“This is Washington,” Donald Graham, the CEO of the company that formerly owned the Washington Post, said this morning as he began a tribute to Ben Bradlee during his funeral at Washington National Cathedral. “City of big reputations. And Ben was responsible for puncturing some of those reputations.”
And indeed, it didn’t get more Washington than the funeral of the legendary Washington Post editor who oversaw the Watergate coverage and, at the helm of the paper for nearly 25 years, is credited with shaping it into one of the top news outlets in the country.
The funeral had the makings of every classic Washington event—-not least because it was televised on C-SPAN. There were politicians, celebrity journalists, and even the Post‘s new owner Jeff Bezos temporarily left the west coast to pay his respects. Vice President Joe Biden and Secretary of State John Kerry had prominent seats in the front row of the cathedral, which has a capacity of about 2,000 people. (The seats were about half-full.) Former White House Press Secretary Jay Carney was there shaking hands, as was New York Times editor Dean Baquet. New Yorker editor David Remnick, former Newsweek editor Jon Meacham, and prominent lawyer Bob Barnett were all listed as pallbearers.
By 9:15 a.m., dozens of people were lined up outside the cathedral just to get into the 11 a.m. service. (Biden swooped in at the last minute.)
And then, of course, there were gaggles of reporters on the clock, confined to the balcony, straining to see who was in attendance as the enormous cameras of a half dozen photographers aggressively clicked about at high speeds.
The roster of speakers at the funeral read like a line up of the most notable journalists of the recent past. In addition to Graham, Post vets Walter Pincus, Carl Bernstein, Bob Woodward, and David Ignatius spoke. Tom Brokaw also gave a speech.
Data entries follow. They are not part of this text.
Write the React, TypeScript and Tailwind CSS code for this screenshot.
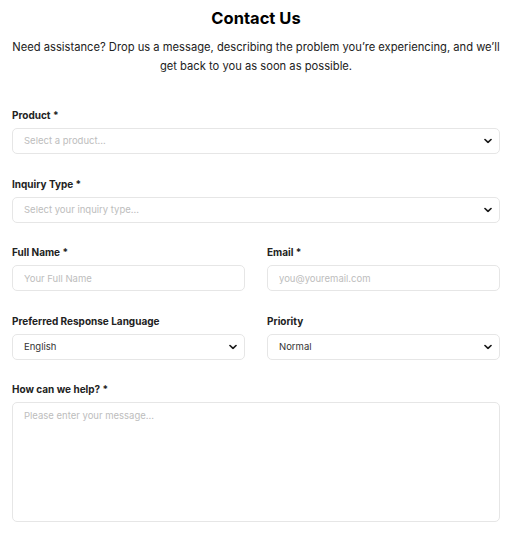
import { useState } from 'react'

function Chevron() {
  return (
    <svg
      className="pointer-events-none absolute right-[8px] top-1/2 -translate-y-1/2"
      width="8"
      height="5"
      viewBox="0 0 8 5"
      fill="none"
    >
      <path d="M1 1 4 3.8 7 1" stroke="#1a1a1a" strokeWidth="1.7" strokeLinecap="round" strokeLinejoin="round" />
    </svg>
  )
}

function Label({ children }: { children: React.ReactNode }) {
  return <label className="block text-[10px] font-bold leading-[14px] text-[#222] mb-[6px]">{children}</label>
}

const box =
  'block w-full h-[26px] rounded-[5px] border border-[#e6e6e6] bg-white px-[11px] text-[9.5px] outline-none'

function Select({ value, onChange, options, placeholder }: {
  value: string
  onChange: (v: string) => void
  options: string[]
  placeholder?: string
}) {
  return (
    <div className="relative">
      <select
        value={value}
        onChange={(e) => onChange(e.target.value)}
        className={`${box} appearance-none ${value ? 'text-[#333]' : 'text-[#bdbdbd]'}`}
      >
        {placeholder && <option value="">{placeholder}</option>}
        {options.map((o) => (
          <option key={o} value={o}>{o}</option>
        ))}
      </select>
      <Chevron />
    </div>
  )
}

export default function App() {
  const [product, setProduct] = useState('')
  const [inquiry, setInquiry] = useState('')
  const [language, setLanguage] = useState('English')
  const [priority, setPriority] = useState('Normal')

  return (
    <div className="min-h-screen bg-white font-['Inter',sans-serif] text-[#111]">
      <div className="pl-[12px] pr-[21px] pt-[7px] pb-[14px]">
        <h1 className="text-center text-[16.5px] font-bold leading-[22px] text-black">Contact Us</h1>
        <p className="mt-[9px] text-center text-[11.2px] leading-[19px] text-[#222]">
          Need assistance? Drop us a message, describing the problem you’re experiencing, and we’ll
          <br />
          get back to you as soon as possible.
        </p>

        <form className="mt-[32px]">
          <div>
            <Label>Product *</Label>
            <Select value={product} onChange={setProduct} placeholder="Select a product..." options={['Product A', 'Product B']} />
          </div>

          <div className="mt-[23px]">
            <Label>Inquiry Type *</Label>
            <Select value={inquiry} onChange={setInquiry} placeholder="Select your inquiry type..." options={['General', 'Billing', 'Technical']} />
          </div>

          <div className="mt-[22px] grid grid-cols-2 gap-x-[22px]">
            <div>
              <Label>Full Name *</Label>
              <input className={`${box} text-[#333] placeholder:text-[#bdbdbd]`} placeholder="Your Full Name" />
            </div>
            <div>
              <Label>Email *</Label>
              <input className={`${box} text-[#333] placeholder:text-[#bdbdbd]`} placeholder="you@youremail.com" />
            </div>
          </div>

          <div className="mt-[23px] grid grid-cols-2 gap-x-[22px]">
            <div>
              <Label>Preferred Response Language</Label>
              <Select value={language} onChange={setLanguage} options={['English', 'Español', 'Français']} />
            </div>
            <div>
              <Label>Priority</Label>
              <Select value={priority} onChange={setPriority} options={['Low', 'Normal', 'High']} />
            </div>
          </div>

          <div className="mt-[22px]">
            <Label>How can we help? *</Label>
            <textarea
              className="block w-full h-[120px] resize-none rounded-[5px] border border-[#e6e6e6] bg-white px-[11px] py-[6px] text-[9.5px] text-[#333] outline-none placeholder:text-[#bdbdbd]"
              placeholder="Please enter your message..."
            />
          </div>
        </form>
      </div>
    </div>
  )
}
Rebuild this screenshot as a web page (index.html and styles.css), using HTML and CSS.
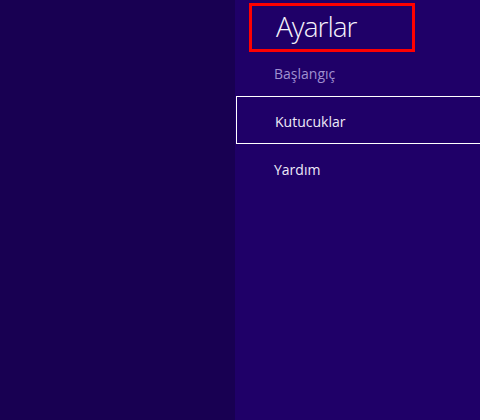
FILE: index.html
```html
<!DOCTYPE html>
<html lang="tr">
<head>
    <meta charset="UTF-8">
    <title>Ayarlar</title>
    <link rel="stylesheet" href="styles.css">
</head>
<body>
    <div class="side"></div>
    <div class="pane">
        <div class="title-box">
            <h1 class="title">Ayarlar</h1>
        </div>
        <ul class="menu">
            <li class="menu-item muted">Başlangıç</li>
            <li class="menu-item selected">Kutucuklar</li>
            <li class="menu-item">Yardım</li>
        </ul>
    </div>
</body>
</html>
```

FILE: styles.css
```css
html, body {
    height: 100%;
}

body {
    margin: 0;
    display: flex;
    background-color: #180052;
    font-family: 'Open Sans', 'Noto Sans', sans-serif;
    color: #eeeaf8;
    overflow: hidden;
}

.side {
    width: 235px;
    flex-shrink: 0;
    background-color: #180052;
}

.pane {
    flex: 1;
    background-color: #1f0068;
    padding-top: 3px;
}

.title-box {
    margin-left: 14px;
    width: 160px;
    height: 43px;
    border: 3px solid #ff0000;
    display: flex;
    align-items: center;
}

.title {
    margin: 0 0 3px 24px;
    font-size: 28px;
    font-weight: 300;
    letter-spacing: -1px;
    line-height: 1;
    color: #f4f2fb;
}

.menu {
    list-style: none;
    margin: -4px 0 0;
    padding: 0;
}

.menu-item {
    height: 48px;
    display: flex;
    align-items: center;
    padding: 3px 0 0 39px;
    font-size: 14px;
    box-sizing: border-box;
}

.menu-item.muted {
    color: #a090d0;
}

.menu-item.selected {
    margin-left: 1px;
    padding-left: 38px;
    border: 1px solid #ffffff;
    border-right: none;
}
```
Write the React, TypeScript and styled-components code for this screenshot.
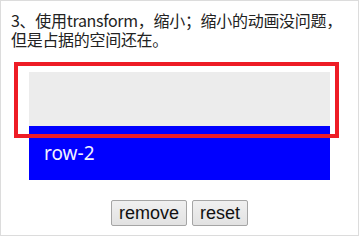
import React from "react";
import styled, { createGlobalStyle } from "styled-components";

const GlobalStyle = createGlobalStyle`
  html, body {
    margin: 0;
    padding: 0;
    background: #fff;
  }
  body {
    font-family: "Noto Sans CJK SC", "Noto Sans", sans-serif;
  }
`;

const Page = styled.div`
  box-sizing: border-box;
  width: 359px;
  height: 236px;
  border: 1px solid #dcdcdc;
  padding: 10px 10px 9px;
  display: flex;
  flex-direction: column;
`;

const Note = styled.p`
  margin: 0;
  font-size: 16px;
  line-height: 18.5px;
  letter-spacing: -0.3px;
  color: #222;
`;

const Stage = styled.div`
  position: relative;
  margin: 24px 18px 0;
`;

const Row = styled.div<{ $tone: "ghost" | "blue" }>`
  box-sizing: border-box;
  height: 54px;
  padding: 0 15px;
  display: flex;
  align-items: center;
  font-family: "Noto Sans", "Noto Sans CJK SC", sans-serif;
  font-size: 19px;
  color: #f2f2ff;
  background: ${(p) => (p.$tone === "blue" ? "#0000ff" : "#ececec")};
`;

// red outline that sits over the first row
const Highlight = styled.div`
  position: absolute;
  left: -15px;
  top: -10px;
  width: 325px;
  height: 76px;
  box-sizing: border-box;
  border: 4px solid #ee1c25;
  pointer-events: none;
`;

const Controls = styled.div`
  margin-top: 20px;
  display: flex;
  justify-content: center;
  gap: 5px;
`;

const Button = styled.button`
  box-sizing: border-box;
  height: 26px;
  padding: 0 7px;
  font-family: "Liberation Sans", Arial, sans-serif;
  font-size: 18px;
  color: #111;
  background: linear-gradient(#f0f0f0, #e2e2e2);
  border: 1px solid #a5a5a5;
  border-radius: 2px;
`;

export default function App() {
  return (
    <>
      <GlobalStyle />
      <Page>
        <Note>3、使用transform，缩小；缩小的动画没问题，但是占据的空间还在。</Note>
        <Stage>
          <Row $tone="ghost" />
          <Row $tone="blue">row-2</Row>
          <Highlight />
        </Stage>
        <Controls>
          <Button>remove</Button>
          <Button>reset</Button>
        </Controls>
      </Page>
    </>
  );
}
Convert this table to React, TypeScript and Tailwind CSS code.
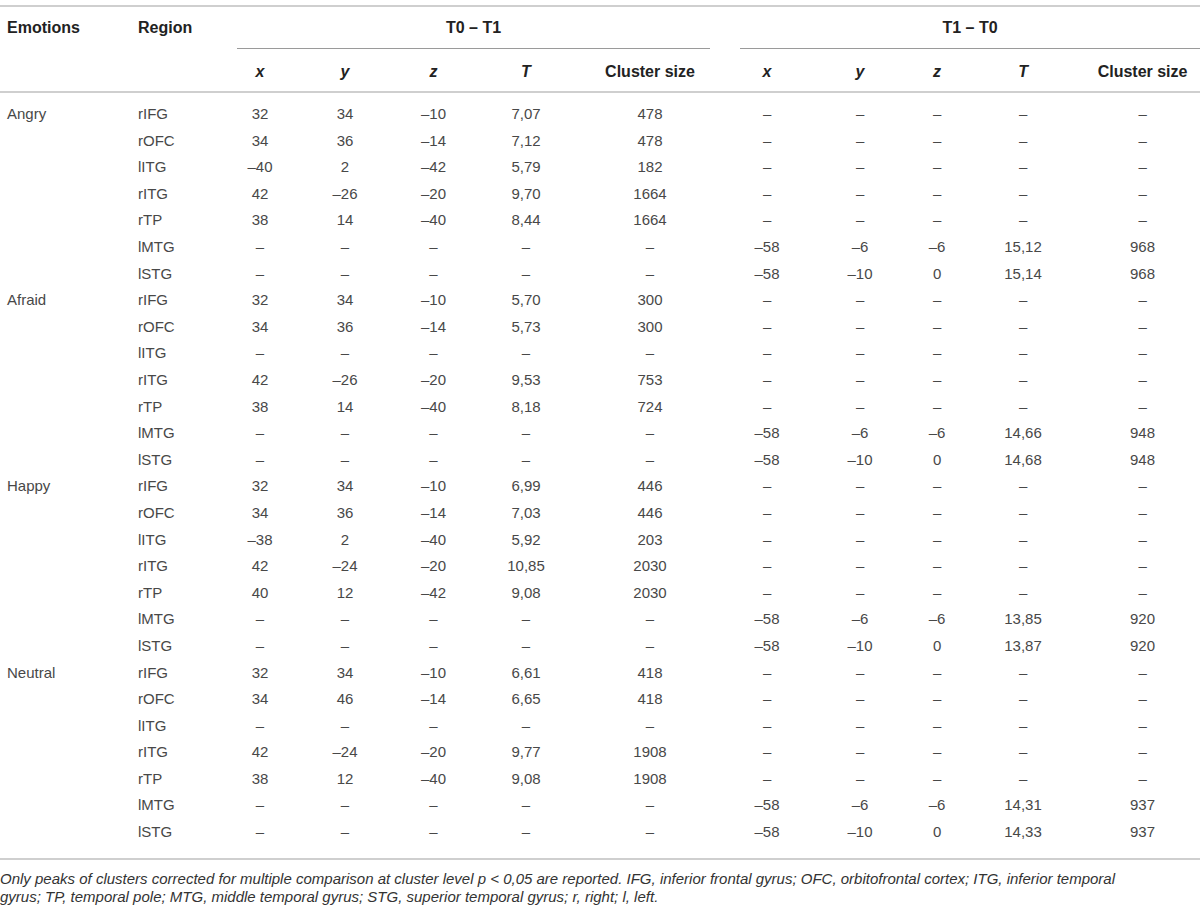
import React from "react"

type Row = { region: string; a: string[]; b: string[] }

const D = "–"
const empty = [D, D, D, D, D]

const groups: { emotion: string; rows: Row[] }[] = [
  {
    emotion: "Angry",
    rows: [
      { region: "rIFG", a: ["32", "34", "–10", "7,07", "478"], b: empty },
      { region: "rOFC", a: ["34", "36", "–14", "7,12", "478"], b: empty },
      { region: "lITG", a: ["–40", "2", "–42", "5,79", "182"], b: empty },
      { region: "rITG", a: ["42", "–26", "–20", "9,70", "1664"], b: empty },
      { region: "rTP", a: ["38", "14", "–40", "8,44", "1664"], b: empty },
      { region: "lMTG", a: empty, b: ["–58", "–6", "–6", "15,12", "968"] },
      { region: "lSTG", a: empty, b: ["–58", "–10", "0", "15,14", "968"] },
    ],
  },
  {
    emotion: "Afraid",
    rows: [
      { region: "rIFG", a: ["32", "34", "–10", "5,70", "300"], b: empty },
      { region: "rOFC", a: ["34", "36", "–14", "5,73", "300"], b: empty },
      { region: "lITG", a: empty, b: empty },
      { region: "rITG", a: ["42", "–26", "–20", "9,53", "753"], b: empty },
      { region: "rTP", a: ["38", "14", "–40", "8,18", "724"], b: empty },
      { region: "lMTG", a: empty, b: ["–58", "–6", "–6", "14,66", "948"] },
      { region: "lSTG", a: empty, b: ["–58", "–10", "0", "14,68", "948"] },
    ],
  },
  {
    emotion: "Happy",
    rows: [
      { region: "rIFG", a: ["32", "34", "–10", "6,99", "446"], b: empty },
      { region: "rOFC", a: ["34", "36", "–14", "7,03", "446"], b: empty },
      { region: "lITG", a: ["–38", "2", "–40", "5,92", "203"], b: empty },
      { region: "rITG", a: ["42", "–24", "–20", "10,85", "2030"], b: empty },
      { region: "rTP", a: ["40", "12", "–42", "9,08", "2030"], b: empty },
      { region: "lMTG", a: empty, b: ["–58", "–6", "–6", "13,85", "920"] },
      { region: "lSTG", a: empty, b: ["–58", "–10", "0", "13,87", "920"] },
    ],
  },
  {
    emotion: "Neutral",
    rows: [
      { region: "rIFG", a: ["32", "34", "–10", "6,61", "418"], b: empty },
      { region: "rOFC", a: ["34", "46", "–14", "6,65", "418"], b: empty },
      { region: "lITG", a: empty, b: empty },
      { region: "rITG", a: ["42", "–24", "–20", "9,77", "1908"], b: empty },
      { region: "rTP", a: ["38", "12", "–40", "9,08", "1908"], b: empty },
      { region: "lMTG", a: empty, b: ["–58", "–6", "–6", "14,31", "937"] },
      { region: "lSTG", a: empty, b: ["–58", "–10", "0", "14,33", "937"] },
    ],
  },
]

const subHeads = ["x", "y", "z", "T", "Cluster size"]

export default function App() {
  return (
    <main className="w-[1200px] h-[905px] bg-white overflow-hidden pt-[5px] font-['Liberation_Sans',Arial,sans-serif] text-[#484848]">
      <table className="w-[1200px] table-fixed border-collapse">
        <colgroup>
          <col className="w-[130px]" />
          <col className="w-[88px]" />
          <col className="w-[84px]" />
          <col className="w-[86px]" />
          <col className="w-[91px]" />
          <col className="w-[94px]" />
          <col className="w-[154px]" />
          <col className="w-[80px]" />
          <col className="w-[106px]" />
          <col className="w-[48px]" />
          <col className="w-[124px]" />
          <col className="w-[115px]" />
        </colgroup>
        <thead className="text-[16px] font-bold text-[#222]">
          <tr className="border-t-2 border-[#cfcfcf]">
            <th className="h-[42px] pl-[7px] text-left align-middle">Emotions</th>
            <th className="h-[42px] pl-[8px] text-left align-middle">Region</th>
            <th colSpan={5} className="h-[42px] p-0 align-bottom">
              <div className="ml-[19px] mr-[17px] h-[42px] flex items-center justify-center border-b border-[#9a9a9a]">
                T0 – T1
              </div>
            </th>
            <th colSpan={5} className="h-[42px] p-0 align-bottom">
              <div className="ml-[13px] h-[42px] flex items-center justify-center border-b border-[#9a9a9a]">
                T1 – T0
              </div>
            </th>
          </tr>
          <tr className="border-b-2 border-[#cfcfcf]">
            <th className="h-[43px]" />
            <th className="h-[43px]" />
            {[...subHeads, ...subHeads].map((h, i) => (
              <th
                key={i}
                className={`h-[43px] pt-[3px] text-center align-middle ${h.length === 1 ? "italic" : ""}`}
              >
                {h}
              </th>
            ))}
          </tr>
        </thead>
        <tbody className="text-[15px]">
          <tr>
            <td colSpan={12} className="h-[9px] p-0" />
          </tr>
          {groups.map((g) =>
            g.rows.map((r, i) => (
              <tr key={g.emotion + r.region} className="h-[26.6px]">
                <td className="pl-[7px] text-left align-middle">{i === 0 ? g.emotion : ""}</td>
                <td className="pl-[8px] text-left align-middle">{r.region}</td>
                {[...r.a, ...r.b].map((v, j) => (
                  <td key={j} className="text-center align-middle">
                    {v}
                  </td>
                ))}
              </tr>
            ))
          )}
          <tr className="border-b-2 border-[#cfcfcf]">
            <td colSpan={12} className="h-[13px] p-0" />
          </tr>
        </tbody>
      </table>
      <p className="mt-[10px] text-[15px] leading-[18px] italic text-[#333] whitespace-nowrap">
        Only peaks of clusters corrected for multiple comparison at cluster level p &lt; 0,05 are reported. IFG, inferior frontal gyrus; OFC, orbitofrontal cortex; ITG, inferior temporal
        <br />
        gyrus; TP, temporal pole; MTG, middle temporal gyrus; STG, superior temporal gyrus; r, right; l, left.
      </p>
    </main>
  )
}
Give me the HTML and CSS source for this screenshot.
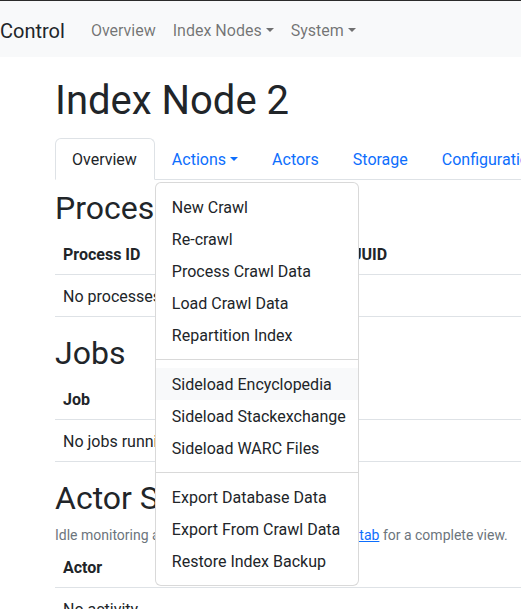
FILE: index.html
```html
<!DOCTYPE html>
<html lang="en">
<head>
<meta charset="utf-8">
<title>Index Node 2</title>
<link rel="stylesheet" href="styles.css">
</head>
<body>
<nav class="navbar">
  <a class="brand" href="#">Control</a>
  <ul class="nav-links">
    <li><a href="#">Overview</a></li>
    <li><a href="#" class="caret">Index Nodes</a></li>
    <li><a href="#" class="caret">System</a></li>
  </ul>
</nav>
<main class="container">
  <h1>Index Node 2</h1>
  <ul class="tabs">
    <li><a href="#" class="tab active">Overview</a></li>
    <li class="dropdown">
      <a href="#" class="tab caret">Actions</a>
      <ul class="menu">
        <li><a href="#">New Crawl</a></li>
        <li><a href="#">Re-crawl</a></li>
        <li><a href="#">Process Crawl Data</a></li>
        <li><a href="#">Load Crawl Data</a></li>
        <li><a href="#">Repartition Index</a></li>
        <li class="divider"></li>
        <li><a href="#" class="hover">Sideload Encyclopedia</a></li>
        <li><a href="#">Sideload Stackexchange</a></li>
        <li><a href="#">Sideload WARC Files</a></li>
        <li class="divider"></li>
        <li><a href="#">Export Database Data</a></li>
        <li><a href="#">Export From Crawl Data</a></li>
        <li><a href="#">Restore Index Backup</a></li>
      </ul>
    </li>
    <li><a href="#" class="tab">Actors</a></li>
    <li><a href="#" class="tab">Storage</a></li>
    <li><a href="#" class="tab">Configuration</a></li>
  </ul>

  <h2>Processes</h2>
  <table class="table">
    <thead><tr><th class="col1">Process ID</th><th>UUID</th></tr></thead>
    <tbody><tr><td colspan="2">No processes running</td></tr></tbody>
  </table>

  <h2>Jobs</h2>
  <table class="table">
    <thead><tr><th>Job</th></tr></thead>
    <tbody><tr><td>No jobs running</td></tr></tbody>
  </table>

  <h2>Actor Summary</h2>
  <p class="small">Idle monitoring actors are hidden, see the <a href="#">Actors tab</a> for a complete view.</p>
  <table class="table">
    <thead><tr><th>Actor</th></tr></thead>
    <tbody><tr><td>No activity</td></tr></tbody>
  </table>
</main>
</body>
</html>
```
FILE: styles.css
```css
html, body {
  margin: 0;
  padding: 0;
}
body {
  font-family: Roboto, "Noto Sans", "Liberation Sans", sans-serif;
  font-size: 16px;
  line-height: 1.5;
  color: #212529;
  background: #fff;
  border-top: 1px solid #2b2b2b;
  overflow: hidden;
  width: 521px;
  height: 608px;
}
a { color: #0d6efd; text-decoration: none; }
ul { list-style: none; margin: 0; padding: 0; }

.navbar {
  display: flex;
  align-items: center;
  background: #f8f9fa;
  height: 56px;
  box-sizing: border-box;
  padding: 4px 0 0;
}
.brand {
  color: #212529;
  font-size: 20px;
  line-height: 30px;
  margin-right: 18px;
  padding: 5px 0;
}
.nav-links {
  display: flex;
}
.nav-links a {
  display: block;
  color: rgba(0, 0, 0, 0.55);
  padding: 8px 8px;
}
.nav-links li + li { margin-left: 1px; }
.caret::after {
  content: "";
  display: inline-block;
  margin-left: 0.255em;
  vertical-align: 0.255em;
  border-top: 0.3em solid;
  border-right: 0.3em solid transparent;
  border-left: 0.3em solid transparent;
  border-bottom: 0;
}

.container {
  padding-left: 55px;
  width: 700px;
}
h1 {
  font-size: 40px;
  font-weight: 400;
  line-height: 48px;
  margin: 20px 0 13px;
}
h2 {
  font-size: 32px;
  font-weight: 400;
  line-height: 38px;
  margin: 0 0 8px;
}
.tabs {
  display: flex;
  border-bottom: 1px solid #dee2e6;
  margin-bottom: 9px;
}
.tabs > li { position: relative; }
.tab {
  display: block;
  padding: 9px 16px 7px;
  border: 1px solid transparent;
  border-top-left-radius: 6px;
  border-top-right-radius: 6px;
  margin-bottom: -1px;
}
.tab.active {
  color: #212529;
  background: #fff;
  border-color: #dee2e6 #dee2e6 #fff;
  padding-right: 17px;
}
.menu {
  position: absolute;
  top: 44px;
  left: 0;
  z-index: 10;
  width: 204px;
  box-sizing: border-box;
  padding: 8px 0;
  background: #fff;
  border: 1px solid rgba(0, 0, 0, 0.15);
  border-radius: 6px;
}
.menu a {
  display: block;
  padding: 5px 16px 3px;
  color: #212529;
  white-space: nowrap;
}
.menu a.hover { background: #f8f9fa; }
.divider {
  height: 0;
  margin: 8px 0;
  border-top: 1px solid rgba(0, 0, 0, 0.15);
}

.table {
  width: 100%;
  border-collapse: collapse;
  margin-bottom: 17px;
}
.table th, .table td {
  text-align: left;
  border-bottom: 1px solid #dee2e6;
}
.table th {
  font-weight: 700;
  padding: 8px 8px 7px;
}
.table td {
  padding: 10px 8px 7px;
}
.col1 { width: 272px; }
.small {
  font-size: 14px;
  line-height: 21px;
  color: #6c757d;
  margin: 0 0 2px;
}
.small a { text-decoration: underline; }
```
“I loved this man,” said Woodward, adding that Bradlee’s death marks the end of the 20th century. “He had the courage of an army.”
The funeral wasn’t all business: Bradlee’s oldest and youngest sons Ben Bradlee Jr. and Quinn Bradlee, his son with Post reporter Sally Quinn, both talked about Bradlee as not the editor, but the family man.
“He was the most simple man I ever met,” Quinn Bradlee said in a teary speech. “People talk about his colorful language… but he had the most colorful heart.”